The crimes in question involve an intent to defraud; this establishes that moral turpitude is involved (United States ex rel. Carrollo v. Bode, 204 F.2d 220 (C.A. 8, 1953), cert. den. 346 U.S. 857; Jordan v. DeGeorge, 341 U.S. 223).

We shall now deal with the documentary charge. The respondent last entered the United States on about October 6, 1955. We sustained the documentary charge. We held that the respondent needed a visa to enter and that he did not have one. Counsel contends that the respondent did not need a visa to enter the United States; that as a "returning resident" he needed only a border-crossing card; that he had such a card in his possession; and that the Government has not sustained its burden of establishing that the respondent had entered illegally.

A "returning resident" is entitled to enter the United States without a visa under certain circumstances (section 211(b), Immigration and Nationality Act, 8 U.S.C. 1181(b); 8 CFR 211.2(c)(1), 8 CFR 211.2(c)(2), 8 CFR 211.2(c)(6) (regulations in effect at time of last entry)).
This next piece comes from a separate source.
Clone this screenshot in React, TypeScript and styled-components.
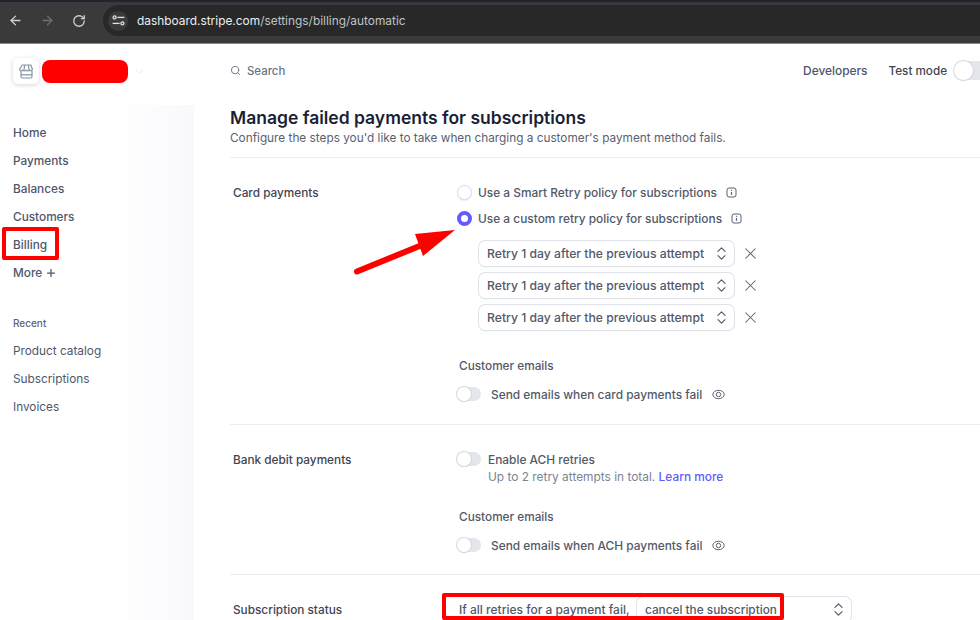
import styled, { createGlobalStyle } from "styled-components";
import { ArrowLeft, ArrowRight, ChevronDown, ChevronsUpDown, Plus, RotateCw, Search, X } from "lucide-react";

const Global = createGlobalStyle`
  html, body { margin: 0; padding: 0; background: #fff; }
  body { width: 980px; height: 620px; overflow: hidden; font-family: Inter, "Noto Sans", sans-serif; color: #414552; }
  * { box-sizing: border-box; }
`;
const Page = styled.div`
  position: relative;
  width: 980px;
  height: 620px;
  overflow: hidden;
`;
const BrowserBar = styled.div`
  height: 44px;
  background: #3a3a3a;
  border-top: 2px solid #20242f;
  border-bottom: 1px solid #8a8a8a;
  display: flex;
  align-items: center;
  padding: 0 0 4px 8px;
`;
const NavIcon = styled.span<{ $dim?: boolean }>`
  width: 32px;
  display: flex;
  color: ${(p) => (p.$dim ? "#6f6f6f" : "#cfcfcf")};
`;
const AddressPill = styled.div`
  margin-left: -1px;
  flex: 1;
  height: 31px;
  border-radius: 16px 0 0 16px;
  background: #282828;
  display: flex;
  align-items: center;
  gap: 9px;
  padding-left: 5px;
  font-size: 11.9px;
  color: #bfc3c8;
`;
const SiteBadge = styled.span`
  width: 20px;
  height: 20px;
  border-radius: 50%;
  background: #3b3b3b;
  display: flex;
  align-items: center;
  justify-content: center;
  color: #e4e4e4;
`;
const Host = styled.span`
  color: #eceff1;
`;
const Body = styled.div`
  display: flex;
  height: 576px;
`;
const Sidebar = styled.aside`
  width: 194px;
  flex: none;
  padding: 14px 0 0 13px;
  background: linear-gradient(180deg, #fff 61px, transparent 61px), linear-gradient(90deg, #fff 58%, #f9f9fd 100%);
`;
const Brand = styled.div`
  display: flex;
  align-items: center;
  gap: 3px;
  height: 26px;
  margin-bottom: 34px;
`;
const BrandIcon = styled.span`
  width: 26px;
  height: 26px;
  border-radius: 5px;
  background: #fff;
  box-shadow: 0 1px 4px rgba(60, 66, 87, 0.22);
  display: flex;
  align-items: center;
  justify-content: center;
  color: #8792a2;
`;
const BrandRedact = styled.span`
  width: 86px;
  height: 23px;
  margin-top: 1px;
  border-radius: 8px;
  background: #ff0000;
`;
const BrandChevron = styled.span`
  display: flex;
  margin-left: 2px;
  color: #eceef1;
`;
const NavList = styled.nav`
  display: flex;
  flex-direction: column;
`;
const NavItem = styled.div<{ $muted?: boolean }>`
  height: 28px;
  padding-top: 1px;
  display: flex;
  align-items: center;
  gap: 3px;
  font-size: 11.8px;
  font-weight: ${(p) => (p.$muted ? 400 : 500)};
  color: #4f566b;
`;
const RecentLabel = styled.div`
  margin: 28px 0 4px;
  height: 18px;
  display: flex;
  align-items: center;
  font-size: 10px;
  font-weight: 500;
  color: #5c6478;
`;
const Main = styled.main`
  flex: 1;
  min-width: 0;
  padding-left: 36px;
`;
const TopBar = styled.div`
  height: 53px;
  display: flex;
  align-items: center;
  font-size: 11.9px;
  font-weight: 500;
  color: #4f566b;
`;
const SearchBox = styled.div`
  display: flex;
  align-items: center;
  gap: 6px;
  color: #6a7383;
  flex: 1;
  font-size: 11.4px;
`;
const TopLink = styled.span`
  margin-right: 21px;
`;
const TestMode = styled.span`
  margin-right: 7px;
  font-size: 11.7px;
  color: #414552;
`;
const Header = styled.header`
  padding: 9px 0 10px;
  border-bottom: 1px solid #ebeef1;
`;
const Title = styled.h1`
  margin: 0;
  font-size: 17.5px;
  line-height: 24px;
  font-weight: 600;
  color: #1a1f36;
`;
const Subtitle = styled.p`
  margin: -1px 0 0;
  font-size: 11.8px;
  line-height: 18px;
  color: #596171;
`;
const Section = styled.section<{ $height: number }>`
  height: ${(p) => p.$height}px;
  display: flex;
  border-bottom: 1px solid #ebeef1;
  padding-top: 25px;
`;
const SectionLabel = styled.div`
  width: 229px;
  flex: none;
  padding: 1px 0 0 3px;
  font-size: 11.8px;
  line-height: 18px;
  font-weight: 500;
  color: #414552;
`;
const Column = styled.div`
  display: flex;
  flex-direction: column;
`;
const OptionRow = styled.label`
  height: 26px;
  margin-top: -4px;
  margin-bottom: 4px;
  display: flex;
  align-items: center;
  font-size: 11.9px;
  font-weight: 500;
  color: #545969;
`;
const Radio = styled.span<{ $on?: boolean }>`
  width: 15px;
  height: 15px;
  border-radius: 50%;
  margin-left: -2px;
  margin-right: 6px;
  background: #fff;
  border: ${(p) => (p.$on ? "4.5px solid #635bff" : "1px solid #d5dbe1")};
  box-shadow: ${(p) => (p.$on ? "none" : "0 1px 1px rgba(0,0,0,0.08)")};
`;
const InfoMark = styled.svg`
  margin-left: 9px;
  color: #596171;
`;
const RetryList = styled.div`
  display: flex;
  flex-direction: column;
  gap: 7px;
  margin: 6px 0 0 20px;
`;
const RetryRow = styled.div`
  display: flex;
  align-items: center;
  gap: 7px;
  color: #596171;
`;
const SelectBox = styled.div<{ $width: number; $size: number }>`
  width: ${(p) => p.$width}px;
  height: 25px;
  flex: none;
  display: flex;
  align-items: center;
  justify-content: space-between;
  padding: 0 4px 0 8px;
  background: #fff;
  border-radius: 6px;
  box-shadow: 0 0 0 1px #dfe2e8, 0 1px 1px rgba(0, 0, 0, 0.12);
  font-size: ${(p) => p.$size}px;
  font-weight: 500;
  color: #545969;
`;
const SubHeading = styled.div<{ $top: number }>`
  margin-top: ${(p) => p.$top}px;
  font-size: 11.8px;
  line-height: 18px;
  font-weight: 500;
  color: #545969;
`;
const ToggleRow = styled.div<{ $top?: number }>`
  margin-top: ${(p) => p.$top ?? 0}px;
  height: 18px;
  display: flex;
  align-items: center;
  font-size: 11.9px;
  font-weight: 500;
  color: #545969;
`;
const Toggle = styled.span<{ $gap?: number }>`
  position: relative;
  flex: none;
  width: 24px;
  height: 14px;
  border-radius: 7px;
  background: #e3e6eb;
  margin-left: -2px;
  margin-right: ${(p) => p.$gap ?? 10}px;
  &::after {
    content: "";
    position: absolute;
    left: 0;
    top: 0;
    width: 14px;
    height: 14px;
    border-radius: 50%;
    background: #fff;
    box-shadow: 0 0 0 1px #d5d9df, 0 1px 1px rgba(0, 0, 0, 0.15);
  }
`;
const TestToggle = styled(Toggle)`
  width: 36px;
  height: 19px;
  border-radius: 10px;
  margin: 0 -10px 0 0;
  &::after {
    width: 19px;
    height: 19px;
  }
`;
const EyeMark = styled.svg`
  margin-left: 10px;
  color: #596171;
`;
const HintText = styled.div`
  margin-left: 29px;
  font-size: 11.9px;
  line-height: 17px;
  color: #7b8494;
`;
const LearnMore = styled.a`
  color: #635bff;
  font-weight: 500;
`;
const StatusRow = styled.div`
  display: flex;
  align-items: flex-start;
  margin-top: -3px;
  font-size: 12px;
  font-weight: 500;
  color: #545969;
`;
const StatusLead = styled.span`
  height: 25px;
  display: flex;
  align-items: center;
  width: 178px;
`;
const Highlight = styled.div<{ $x: number; $y: number; $w: number; $h: number }>`
  position: absolute;
  left: ${(p) => p.$x}px;
  top: ${(p) => p.$y}px;
  width: ${(p) => p.$w}px;
  height: ${(p) => p.$h}px;
  border: 4px solid #ff0000;
  border-radius: 2px;
`;
const ArrowMark = styled.svg`
  position: absolute;
  left: 350px;
  top: 225px;
`;

const RETRIES = [1, 2, 3];

function InfoIcon() {
  return (
    <InfoMark width="11" height="11" viewBox="0 0 11 11" fill="none" stroke="currentColor">
      <rect x="1" y="1" width="9" height="9" rx="2" strokeWidth="1" />
      <path d="M5.5 5v2.8" strokeWidth="1.2" />
      <path d="M5.5 2.8v1.1" strokeWidth="1.2" />
    </InfoMark>
  );
}

function EyeIcon() {
  return (
    <EyeMark width="13" height="11" viewBox="0 0 13 11" fill="none" stroke="currentColor" strokeWidth="1">
      <ellipse cx="6.5" cy="5.5" rx="5.7" ry="4.2" />
      <circle cx="6.5" cy="5.5" r="2.2" />
    </EyeMark>
  );
}

export default function App() {
  return (
    <Page>
      <Global />
      <BrowserBar>
        <NavIcon><ArrowLeft size={15} strokeWidth={2.2} /></NavIcon>
        <NavIcon $dim><ArrowRight size={15} strokeWidth={2.2} /></NavIcon>
        <NavIcon><RotateCw size={14} strokeWidth={2.2} /></NavIcon>
        <AddressPill>
          <SiteBadge>
            <svg width="13" height="11" viewBox="0 0 13 11" fill="none" stroke="currentColor" strokeWidth="1.3">
              <circle cx="2.6" cy="2.4" r="1.5" />
              <path d="M5.4 2.4H12.4" />
              <path d="M0.6 8.4H7.6" />
              <circle cx="10.4" cy="8.4" r="1.5" />
            </svg>
          </SiteBadge>
          <span><Host>dashboard.stripe.com</Host>/settings/billing/automatic</span>
        </AddressPill>
      </BrowserBar>
      <Body>
        <Sidebar>
          <Brand>
            <BrandIcon>
              <svg width="15" height="15" viewBox="0 0 15 15" fill="none" stroke="currentColor" strokeWidth="1.2">
                <path d="M3.2 1h8.6l1.6 4.2a1.7 1.7 0 0 1-3 .9 2.2 2.2 0 0 1-3.4 0 2.2 2.2 0 0 1-3.4 0 1.7 1.7 0 0 1-3-.9z" />
                <path d="M5.6 1 5 6M9.4 1 10 6" />
                <path d="M2 7v5.6A1.4 1.4 0 0 0 3.4 14h8.2a1.4 1.4 0 0 0 1.4-1.4V7" />
                <path d="M2 10.8h11" />
              </svg>
            </BrandIcon>
            <BrandRedact />
            <BrandChevron><ChevronDown size={13} /></BrandChevron>
          </Brand>
          <NavList>
            <NavItem>Home</NavItem>
            <NavItem>Payments</NavItem>
            <NavItem>Balances</NavItem>
            <NavItem>Customers</NavItem>
            <NavItem>Billing</NavItem>
            <NavItem>More <Plus size={12} strokeWidth={2.5} /></NavItem>
          </NavList>
          <RecentLabel>Recent</RecentLabel>
          <NavList>
            <NavItem $muted>Product catalog</NavItem>
            <NavItem $muted>Subscriptions</NavItem>
            <NavItem $muted>Invoices</NavItem>
          </NavList>
        </Sidebar>
        <Main>
          <TopBar>
            <SearchBox><Search size={11} strokeWidth={2} /> Search</SearchBox>
            <TopLink>Developers</TopLink>
            <TestMode>Test mode</TestMode>
            <TestToggle />
          </TopBar>
          <Header>
            <Title>Manage failed payments for subscriptions</Title>
            <Subtitle>Configure the steps you'd like to take when charging a customer's payment method fails.</Subtitle>
          </Header>
          <Section $height={267}>
            <SectionLabel>Card payments</SectionLabel>
            <Column>
              <OptionRow>
                <Radio />Use a Smart Retry policy for subscriptions
                <InfoIcon />
              </OptionRow>
              <OptionRow>
                <Radio $on />Use a custom retry policy for subscriptions
                <InfoIcon />
              </OptionRow>
              <RetryList>
                {RETRIES.map((id) => (
                  <RetryRow key={id}>
                    <SelectBox $width={255} $size={12.2}>
                      Retry 1 day after the previous attempt
                      <ChevronsUpDown size={17} strokeWidth={1.6} />
                    </SelectBox>
                    <X size={19} strokeWidth={1.3} />
                  </RetryRow>
                ))}
              </RetryList>
              <SubHeading $top={27}>Customer emails</SubHeading>
              <ToggleRow $top={10}>
                <Toggle />Send emails when card payments fail
                <EyeIcon />
              </ToggleRow>
            </Column>
          </Section>
          <Section $height={150}>
            <SectionLabel>Bank debit payments</SectionLabel>
            <Column>
              <ToggleRow><Toggle $gap={7} />Enable ACH retries</ToggleRow>
              <HintText>Up to 2 retry attempts in total. <LearnMore>Learn more</LearnMore></HintText>
              <SubHeading $top={23}>Customer emails</SubHeading>
              <ToggleRow $top={10}>
                <Toggle />Send emails when ACH payments fail
                <EyeIcon />
              </ToggleRow>
            </Column>
          </Section>
          <Section $height={60}>
            <SectionLabel>Subscription status</SectionLabel>
            <StatusRow>
              <StatusLead>If all retries for a payment fail,</StatusLead>
              <SelectBox $width={214} $size={11.8}>
                cancel the subscription
                <ChevronsUpDown size={17} strokeWidth={1.6} />
              </SelectBox>
            </StatusRow>
          </Section>
        </Main>
      </Body>
      <Highlight $x={2} $y={227} $w={57} $h={33} />
      <Highlight $x={442} $y={593} $w={342} $h={27} />
      <ArrowMark width="110" height="52" viewBox="0 0 110 52">
        <path d="M7 46.5 L72 20" stroke="#ff0000" strokeWidth="6" strokeLinecap="round" />
        <path d="M65 9 L105 5 L73 31 Z" fill="#ff0000" />
      </ArrowMark>
    </Page>
  );
}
The respondent would have been entitled to reenter the United States as a "returning resident" (1) if he had been originally lawfully admitted for permanent residence, (2) if he had that status when he departed, (3) if he departed from the United States with the intention of returning, (4) if he had not abandoned this intention, and (5) if he returned from a temporary visit abroad (United States ex rel. Alther v. McCandless, 46 F.2d 288 (C.A. 3, 1931; Sercerchi v. Ward, 27 F.Supp. 437 (D.C. Mass., 1939)).

This record fails to satisfy the first requirement (that the alien have been lawfully admitted for permanent residence); however, since this aspect of the case was not made an issue and was not completely developed at the hearing, we cannot rest our decision on this fact. We shall assume for the purpose of this discussion that the respondent had been lawfully admitted at some time and would have been entitled to reenter the United States to resume his residence if at the time of last application he was, in fact, a "returning resident." (The respondent made several visits to Canada and whether or not he reentered legally on these occasions we need not explore.) We shall concern ourselves with whether the respondent was returning from a temporary visit abroad. The test employed will be that put to use in Alther, supra.
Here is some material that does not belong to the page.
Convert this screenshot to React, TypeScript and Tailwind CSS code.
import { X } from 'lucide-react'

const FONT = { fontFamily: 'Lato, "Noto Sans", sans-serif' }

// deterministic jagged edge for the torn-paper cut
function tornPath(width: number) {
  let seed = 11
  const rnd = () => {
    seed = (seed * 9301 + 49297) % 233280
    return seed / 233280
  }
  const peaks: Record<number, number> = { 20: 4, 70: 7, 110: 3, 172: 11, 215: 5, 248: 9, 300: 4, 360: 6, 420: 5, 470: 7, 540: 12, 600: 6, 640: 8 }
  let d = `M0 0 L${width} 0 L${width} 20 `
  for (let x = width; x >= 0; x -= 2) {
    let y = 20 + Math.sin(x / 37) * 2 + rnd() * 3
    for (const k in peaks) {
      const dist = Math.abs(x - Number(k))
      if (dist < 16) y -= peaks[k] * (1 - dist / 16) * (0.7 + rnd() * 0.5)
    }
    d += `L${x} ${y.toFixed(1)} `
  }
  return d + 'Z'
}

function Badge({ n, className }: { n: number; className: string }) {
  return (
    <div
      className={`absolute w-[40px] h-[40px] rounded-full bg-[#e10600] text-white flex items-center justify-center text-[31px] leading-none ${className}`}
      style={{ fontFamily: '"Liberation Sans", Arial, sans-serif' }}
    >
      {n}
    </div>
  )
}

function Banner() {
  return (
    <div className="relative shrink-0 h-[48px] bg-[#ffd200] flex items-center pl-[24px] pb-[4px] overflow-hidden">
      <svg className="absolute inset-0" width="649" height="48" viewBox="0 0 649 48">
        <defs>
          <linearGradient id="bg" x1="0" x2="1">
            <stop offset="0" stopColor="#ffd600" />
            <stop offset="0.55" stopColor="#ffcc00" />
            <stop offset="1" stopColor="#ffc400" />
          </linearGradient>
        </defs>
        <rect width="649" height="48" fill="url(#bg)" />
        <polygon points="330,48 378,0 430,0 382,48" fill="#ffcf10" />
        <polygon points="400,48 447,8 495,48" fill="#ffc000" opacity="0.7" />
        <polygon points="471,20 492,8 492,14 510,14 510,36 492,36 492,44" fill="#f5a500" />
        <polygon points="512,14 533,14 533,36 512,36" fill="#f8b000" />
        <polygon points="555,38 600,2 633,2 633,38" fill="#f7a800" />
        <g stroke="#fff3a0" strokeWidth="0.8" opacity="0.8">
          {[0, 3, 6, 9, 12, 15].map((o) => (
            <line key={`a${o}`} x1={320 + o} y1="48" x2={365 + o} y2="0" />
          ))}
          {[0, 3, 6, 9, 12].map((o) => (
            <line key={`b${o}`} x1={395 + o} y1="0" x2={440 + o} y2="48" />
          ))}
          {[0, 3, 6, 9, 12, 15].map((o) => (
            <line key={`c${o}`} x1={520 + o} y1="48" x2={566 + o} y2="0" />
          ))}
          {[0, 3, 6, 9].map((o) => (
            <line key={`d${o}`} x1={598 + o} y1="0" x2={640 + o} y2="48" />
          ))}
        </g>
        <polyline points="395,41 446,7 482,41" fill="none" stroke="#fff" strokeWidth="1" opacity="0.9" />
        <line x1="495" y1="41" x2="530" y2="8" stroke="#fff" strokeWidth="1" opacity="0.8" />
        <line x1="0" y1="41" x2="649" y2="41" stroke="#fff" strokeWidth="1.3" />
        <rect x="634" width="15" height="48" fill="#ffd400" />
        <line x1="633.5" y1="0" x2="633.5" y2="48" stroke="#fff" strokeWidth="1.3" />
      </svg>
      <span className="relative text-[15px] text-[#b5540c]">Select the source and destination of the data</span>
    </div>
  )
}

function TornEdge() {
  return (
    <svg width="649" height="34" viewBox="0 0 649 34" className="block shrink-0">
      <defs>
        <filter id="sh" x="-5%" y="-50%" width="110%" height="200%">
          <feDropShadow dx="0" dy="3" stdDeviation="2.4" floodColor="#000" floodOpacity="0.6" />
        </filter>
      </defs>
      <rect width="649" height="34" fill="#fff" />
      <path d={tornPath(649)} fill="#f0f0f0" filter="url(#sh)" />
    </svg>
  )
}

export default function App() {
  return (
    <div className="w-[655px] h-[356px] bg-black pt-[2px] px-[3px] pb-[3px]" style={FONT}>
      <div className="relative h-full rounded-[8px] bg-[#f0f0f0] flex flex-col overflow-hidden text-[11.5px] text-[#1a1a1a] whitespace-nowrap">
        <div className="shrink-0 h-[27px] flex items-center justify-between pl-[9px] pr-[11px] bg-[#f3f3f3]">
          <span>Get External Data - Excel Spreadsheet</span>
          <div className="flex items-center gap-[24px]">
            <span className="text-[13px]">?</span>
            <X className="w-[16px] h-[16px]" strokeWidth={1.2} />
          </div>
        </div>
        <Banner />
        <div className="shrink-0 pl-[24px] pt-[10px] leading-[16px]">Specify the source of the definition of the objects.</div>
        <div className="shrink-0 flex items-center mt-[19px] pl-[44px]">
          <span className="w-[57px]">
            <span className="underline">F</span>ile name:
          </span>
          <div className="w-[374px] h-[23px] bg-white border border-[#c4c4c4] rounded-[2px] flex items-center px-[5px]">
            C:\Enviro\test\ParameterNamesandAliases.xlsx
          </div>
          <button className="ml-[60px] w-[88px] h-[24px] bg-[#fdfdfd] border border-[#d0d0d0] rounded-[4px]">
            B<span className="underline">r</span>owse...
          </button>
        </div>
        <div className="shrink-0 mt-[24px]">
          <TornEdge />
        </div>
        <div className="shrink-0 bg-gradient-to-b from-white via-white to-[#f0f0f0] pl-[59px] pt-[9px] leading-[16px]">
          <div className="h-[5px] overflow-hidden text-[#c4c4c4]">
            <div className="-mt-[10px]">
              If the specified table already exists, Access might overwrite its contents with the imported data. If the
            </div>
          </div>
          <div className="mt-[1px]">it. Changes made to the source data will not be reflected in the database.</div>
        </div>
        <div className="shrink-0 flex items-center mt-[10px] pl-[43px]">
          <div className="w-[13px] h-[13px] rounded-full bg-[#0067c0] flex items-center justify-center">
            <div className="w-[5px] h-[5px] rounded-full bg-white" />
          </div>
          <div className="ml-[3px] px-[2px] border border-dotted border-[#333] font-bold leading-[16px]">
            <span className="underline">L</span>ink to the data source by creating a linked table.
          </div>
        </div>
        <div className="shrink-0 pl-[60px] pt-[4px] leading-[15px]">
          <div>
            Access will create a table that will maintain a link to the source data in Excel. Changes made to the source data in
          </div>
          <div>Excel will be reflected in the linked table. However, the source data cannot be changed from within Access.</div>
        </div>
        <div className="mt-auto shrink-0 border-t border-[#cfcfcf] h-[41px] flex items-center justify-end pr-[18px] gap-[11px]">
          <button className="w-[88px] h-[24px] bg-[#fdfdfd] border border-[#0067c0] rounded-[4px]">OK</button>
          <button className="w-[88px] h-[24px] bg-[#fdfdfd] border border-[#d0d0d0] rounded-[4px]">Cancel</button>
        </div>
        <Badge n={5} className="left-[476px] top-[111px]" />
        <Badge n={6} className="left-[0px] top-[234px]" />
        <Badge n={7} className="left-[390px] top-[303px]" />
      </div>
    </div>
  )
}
"Without attempting a complete definition of `a temporary visit,' we may say that we think the intention of the departing immigrant must be to return within a period relatively short, fixed by some earlier event." It will be noted that under this rule the animus revertendi must exist as a positive element. A mere absence of intention to remain abroad permanently will not preserve the alien's nonquota status. The burden of proof is still with the government and must be met by the production of substantial evidence, but if it appear that he left with no definite intention, either of staying permanently or of returning, merely planning to let future events determine his course, his stay would not be a temporary visit and the statute would automatically place him in the quota class. (pp. 290-291)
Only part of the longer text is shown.